The army of General von Hausen had been compelled to fight its way across the Meuse in the face of fierce opposition. At Charleville, the centre of this great combat, its losses, too, were severe. Again, at Rethel, on the line of the Aisne, there was a furious six days' battle.
The army of Duke Albert of Wurtemberg had twice been driven back over the Meuse into Belgian Luxemburg.
The army of the Crown Prince of Germany, notwithstanding its initial success at Château Malins, had been defeated at Spincourt.
The army of the Crown Prince of Bavaria had been defeated with heavy loss at Luneville.
Divisions of the German army operating in Alsace had been worsted, first at Altkirch, and again at Mulhausen.
Taking these events together, the fact stands out that the first aim in the strategy of General Joffre was, as far as possible, to defeat the German armies in detail, and thus to hinder and delay their co-operation.
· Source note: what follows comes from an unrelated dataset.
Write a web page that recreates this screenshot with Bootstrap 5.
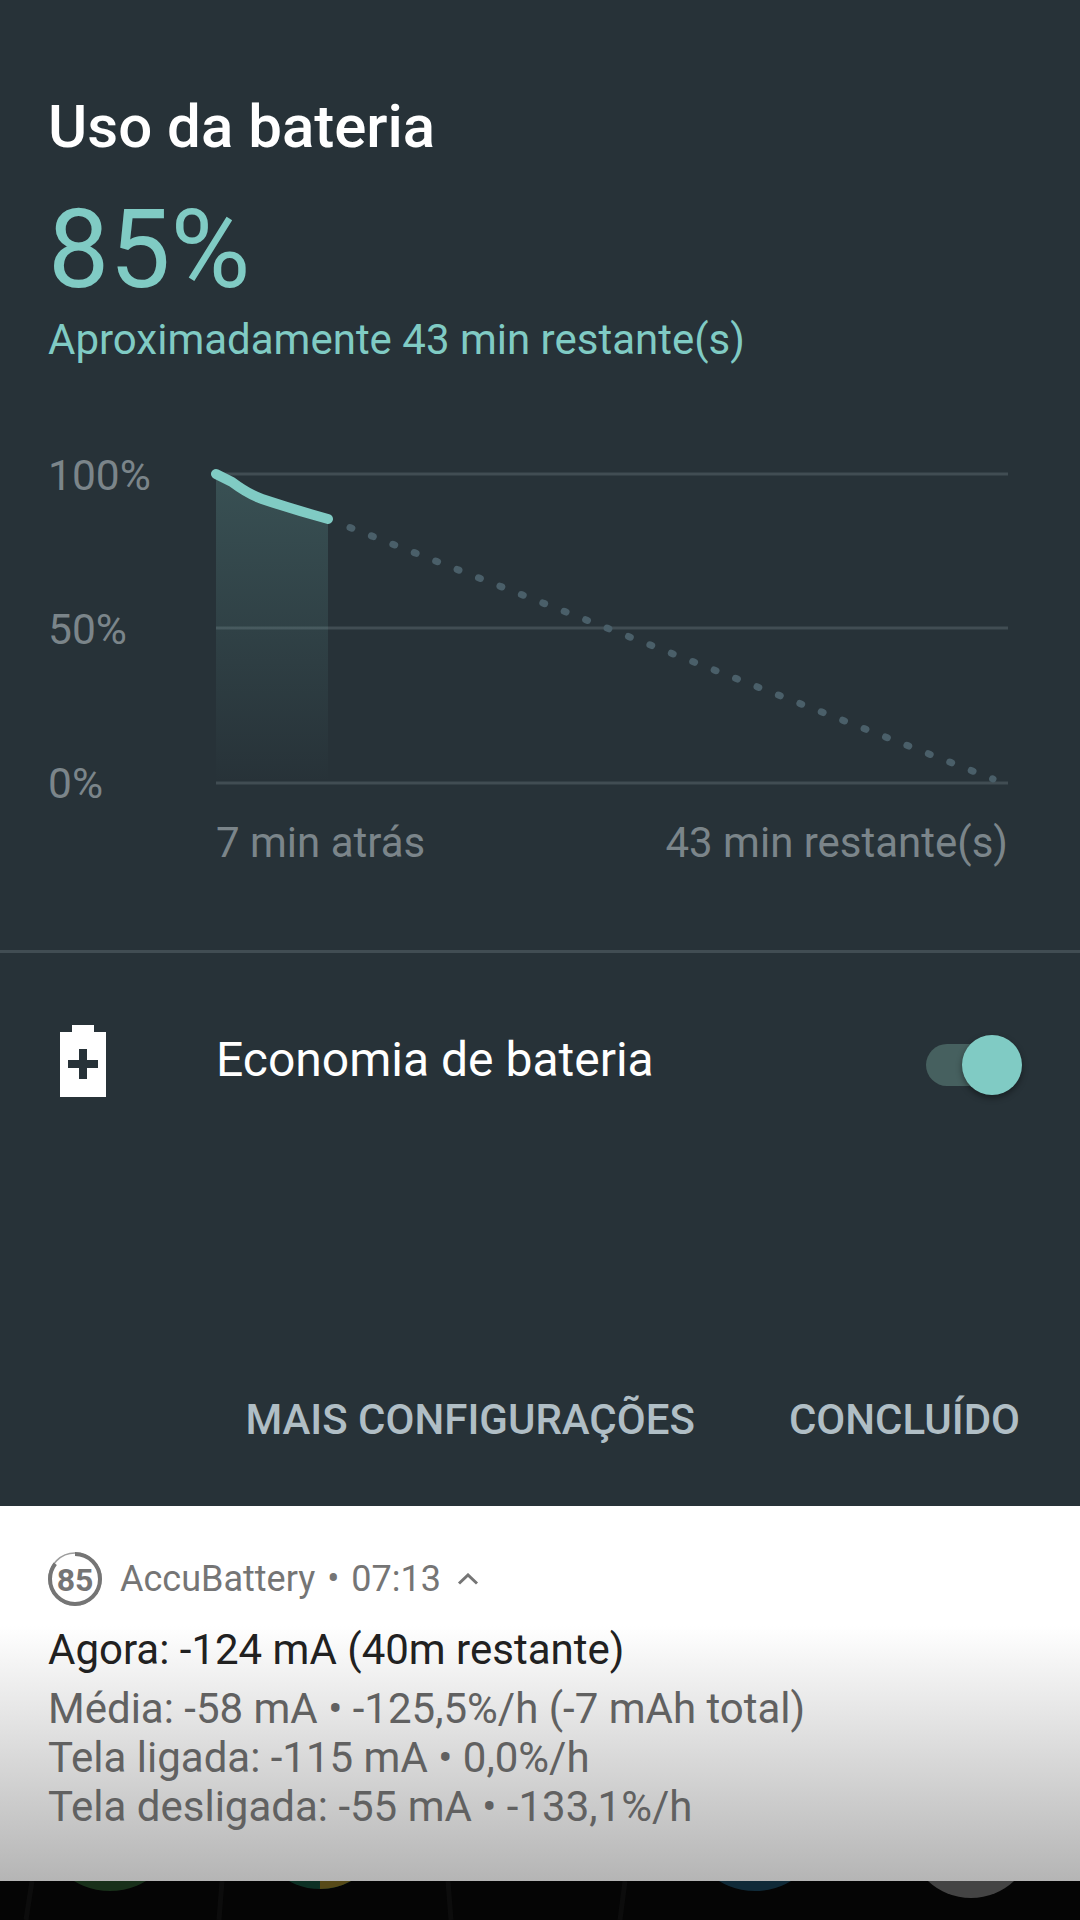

He was enabled to carry out that object because the French mobilisation had been completed without disturbance.
These two facts—completion of the French mobilisation and the throwing back of the German plan by the defeat of the several armies in detail—are facts of the first importance.
The aggregate losses sustained by the Germans were already huge. If, up to September 3, we put the total wastage of war from the outset at 500,000, remembering that the fatigues of a campaign conducted in a hurry mean a wastage from exhaustion equal at least to the losses in action, we shall, great as such a total may appear, still be within the truth.
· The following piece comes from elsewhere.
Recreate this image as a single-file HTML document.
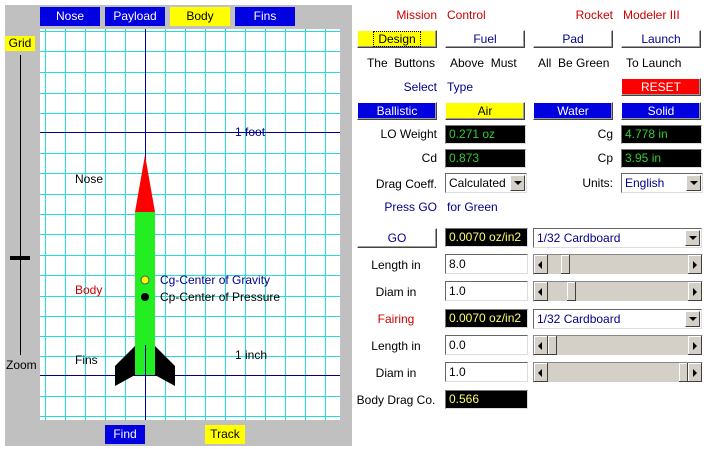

But more serious even than the losses was the dislocation of the plan. The army of the Crown Prince of Germany, which was to have advanced by rapid marches through the defiles of the Argonne, to have invested Verdun, and to have taken the fortified frontier in the rear, found itself unable to effect that object. It was held up in the hills. That meant that the armies of the Crown Prince of Bavaria and the army of General von Heeringen were kept out of the main scheme of operations.
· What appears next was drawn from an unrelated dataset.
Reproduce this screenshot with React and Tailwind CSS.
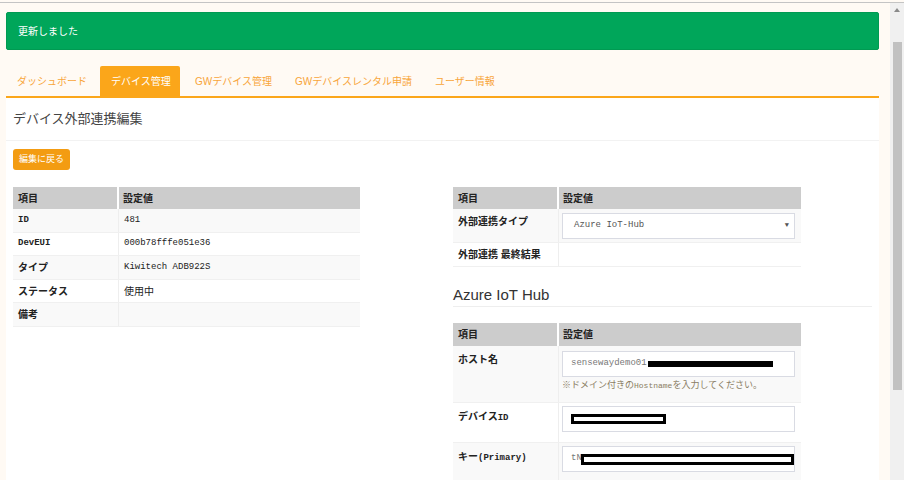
import React from "react";

const jp = "font-['Liberation_Sans','Noto_Sans_CJK_JP',sans-serif]";
const mono = "font-['Liberation_Mono','Noto_Sans_CJK_JP',monospace]";

const tabs = [
  { label: "ダッシュボード", cls: "w-[94px] pl-[11px]" },
  { label: "デバイス管理", cls: "w-[80px] pl-[11px] bg-[#fba61a] text-white rounded-t-[2px]" },
  { label: "GWデバイス管理", cls: "w-[103px] pl-[15px]" },
  { label: "GWデバイスレンタル申請", cls: "w-[140px] pl-[12px]" },
  { label: "ユーザー情報", cls: "pl-[12px]" },
];

// latin runs in a narrow mono face, japanese runs a bit larger
const T = ({ text }) => {
  const parts = text.match(/[\x20-\x7e]+|[^\x20-\x7e]+/g) || [];
  return (
    <>
      {parts.map((p, i) =>
        /^[\x20-\x7e]+$/.test(p) ? (
          <span key={i} className={`${mono} text-[9px]`}>{p}</span>
        ) : (
          <span key={i} className={`${jp} text-[10px]`}>{p}</span>
        )
      )}
    </>
  );
};

const leftRows = [
  ["ID", "481"],
  ["DevEUI", "000b78fffe051e36"],
  ["タイプ", "Kiwitech ADB922S"],
  ["ステータス", "使用中"],
  ["備考", ""],
];

const TableHead = ({ h }) => (
  <div className={`flex ${h} bg-[#cccccc] text-[10px] font-bold text-[#222]`}>
    <div className="flex w-[106px] items-center border-r-2 border-white pl-[5px]">項目</div>
    <div className="flex flex-1 items-center pl-[4px]">設定値</div>
  </div>
);

const Input = ({ children }) => (
  <div className="flex h-[26px] w-[233px] items-center border border-[#d9dbe3] bg-white pl-[8px] text-[#777]">
    {children}
  </div>
);

const App = () => {
  return (
    <div className={`flex h-[480px] w-[904px] flex-col overflow-hidden bg-[#fffaf4] ${jp}`}>
      <div className="h-[2px] shrink-0" />
      <div className="h-px shrink-0 bg-[#c4c4c4]" />
      <div className="flex min-h-0 flex-1">
        <div className="w-[890px] shrink-0 overflow-hidden pl-[6px] pr-[11px]">
          <div className="mt-[9px] flex h-[38px] items-center rounded-[2px] border border-[#009a52] bg-[#00a65a] pl-[11px] text-[10px] text-white">
            更新しました
          </div>

          <div className="mt-[16px] flex h-[32px] items-stretch border-b-2 border-[#fba61a] text-[10px] text-[#f8a53a]">
            {tabs.map((t) => (
              <div key={t.label} className={`flex items-center ${t.cls}`}>{t.label}</div>
            ))}
          </div>

          <div className="h-[400px] bg-white">
            <div className="flex h-[43px] items-center border-b border-[#f2f2f2] pl-[7px] text-[13px] text-[#444]">
              デバイス外部連携編集
            </div>
            <div className="flex pl-[7px] pt-[8px]">
              <button className="h-[21px] w-[57px] rounded-[3px] bg-[#f39c12] text-[9px] text-white">編集に戻る</button>
            </div>

            <div className="mt-[17px] flex pl-[7px]">
              <div className="w-[440px]">
                <div className="w-[347px]">
                  <TableHead h="h-[22px]" />
                  {leftRows.map(([k, v], i) => (
                    <div
                      key={k}
                      className={`flex h-[23.6px] border-b border-[#f0f0f0] text-[#222] ${i % 2 === 0 ? "bg-[#f9f9f9]" : "bg-white"}`}
                    >
                      <div className="flex w-[106px] items-center border-r border-[#eeeeee] pl-[5px] font-bold"><T text={k} /></div>
                      <div className="flex flex-1 items-center pl-[5px]"><T text={v} /></div>
                    </div>
                  ))}
                </div>
              </div>

              <div className="w-[419px]">
                <div className="w-[348px]">
                  <TableHead h="h-[22px]" />
                  <div className="flex h-[34px] border-b border-[#f0f0f0] bg-[#f9f9f9] text-[10px] font-bold text-[#222]">
                    <div className="w-[106px] border-r border-[#eeeeee] pl-[5px] pt-[5px]">外部連携タイプ</div>
                    <div className="flex flex-1 items-center pl-[3px]">
                      <div className={`flex h-[26px] w-[233px] items-center justify-between border border-[#d9dbe3] bg-white pl-[11px] pr-[5px] text-[9px] font-normal text-[#555] ${mono}`}>
                        <span>Azure IoT-Hub</span>
                        <span className="text-[7px] text-[#555]">▼</span>
                      </div>
                    </div>
                  </div>
                  <div className="flex h-[24px] border-b border-[#f0f0f0] bg-white text-[10px] font-bold text-[#222]">
                    <div className="flex w-[106px] items-center border-r border-[#eeeeee] pl-[5px]">外部連携 最終結果</div>
                    <div className="flex-1" />
                  </div>
                </div>

                <div className="mt-[18px] border-b border-[#eeeeee] pb-[1px] text-[15px] leading-[20px] text-[#333]">
                  Azure IoT Hub
                </div>

                <div className="mt-[16px] w-[348px]">
                  <TableHead h="h-[23px]" />
                  <div className="flex h-[57px] border-b border-[#f0f0f0] bg-[#f9f9f9] text-[#222]">
                    <div className="w-[106px] border-r border-[#eeeeee] pl-[5px] pt-[5px] font-bold leading-[14px]"><T text="ホスト名" /></div>
                    <div className="flex-1 pl-[3px] pt-[5px]">
                      <Input>
                        <span className={`${mono} text-[9px]`}>sensewaydemo01</span>
                        <span className="ml-[1px] h-[6px] w-[125px] bg-black" />
                      </Input>
                      <div className="leading-[12px] text-[#8a7d63]">
                        <span className="text-[9px]">※ドメイン付きの</span>
                        <span className={`${mono} text-[8px]`}>Hostname</span>
                        <span className="text-[9px]">を入力してください。</span>
                      </div>
                    </div>
                  </div>
                  <div className="flex h-[40px] border-b border-[#f0f0f0] bg-white text-[#222]">
                    <div className="w-[106px] border-r border-[#eeeeee] pl-[5px] pt-[5px] font-bold leading-[14px]"><T text="デバイスID" /></div>
                    <div className="flex-1 pl-[3px] pt-[3px]">
                      <Input>
                        <span className="h-[10px] w-[95px] border-[3px] border-black bg-white" />
                      </Input>
                    </div>
                  </div>
                  <div className="flex h-[40px] bg-[#f9f9f9] text-[#222]">
                    <div className="w-[106px] border-r border-[#eeeeee] pl-[5px] pt-[5px] font-bold leading-[14px]"><T text="キー(Primary)" /></div>
                    <div className="flex-1 pl-[3px] pt-[3px]">
                      <Input>
                        <span className={`${mono} text-[9px]`}>tN</span>
                        <span className="ml-[-1px] h-[11px] w-[214px] border-[3px] border-black bg-white" />
                      </Input>
                    </div>
                  </div>
                </div>
              </div>
            </div>
          </div>
        </div>

        <div className="flex w-[14px] flex-col items-center bg-[#f0f0f0]">
          <div className="mt-[5px] h-0 w-0 border-x-[3px] border-b-[4px] border-x-transparent border-b-[#8a8a8a]" />
          <div className="mt-[30px] h-[348px] w-[9px] bg-[#c1c1c1]" />
        </div>
      </div>
    </div>
  );
};

export default App;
Consider what this meant. It meant that the freedom of movement of the whole chain of armies was for the time being gone. It meant further that, so long as that state of things continued, the primary condition on which the whole German scheme depended—a superiority of military strength—could not be realised. Not only were the German armies no longer, in a military sense, homogeneous, but a considerable part of the force, being on the wrong side of the fortified frontier, could not be brought to bear, and another considerable part of the force, the army of the Crown Prince of Germany, had fallen into an entanglement. Were the armies of von Kluck, von Bülow, von Hausen, and Duke Albert, the latter already badly mauled, sufficient to carry out the scheme laid down? Quite obviously not.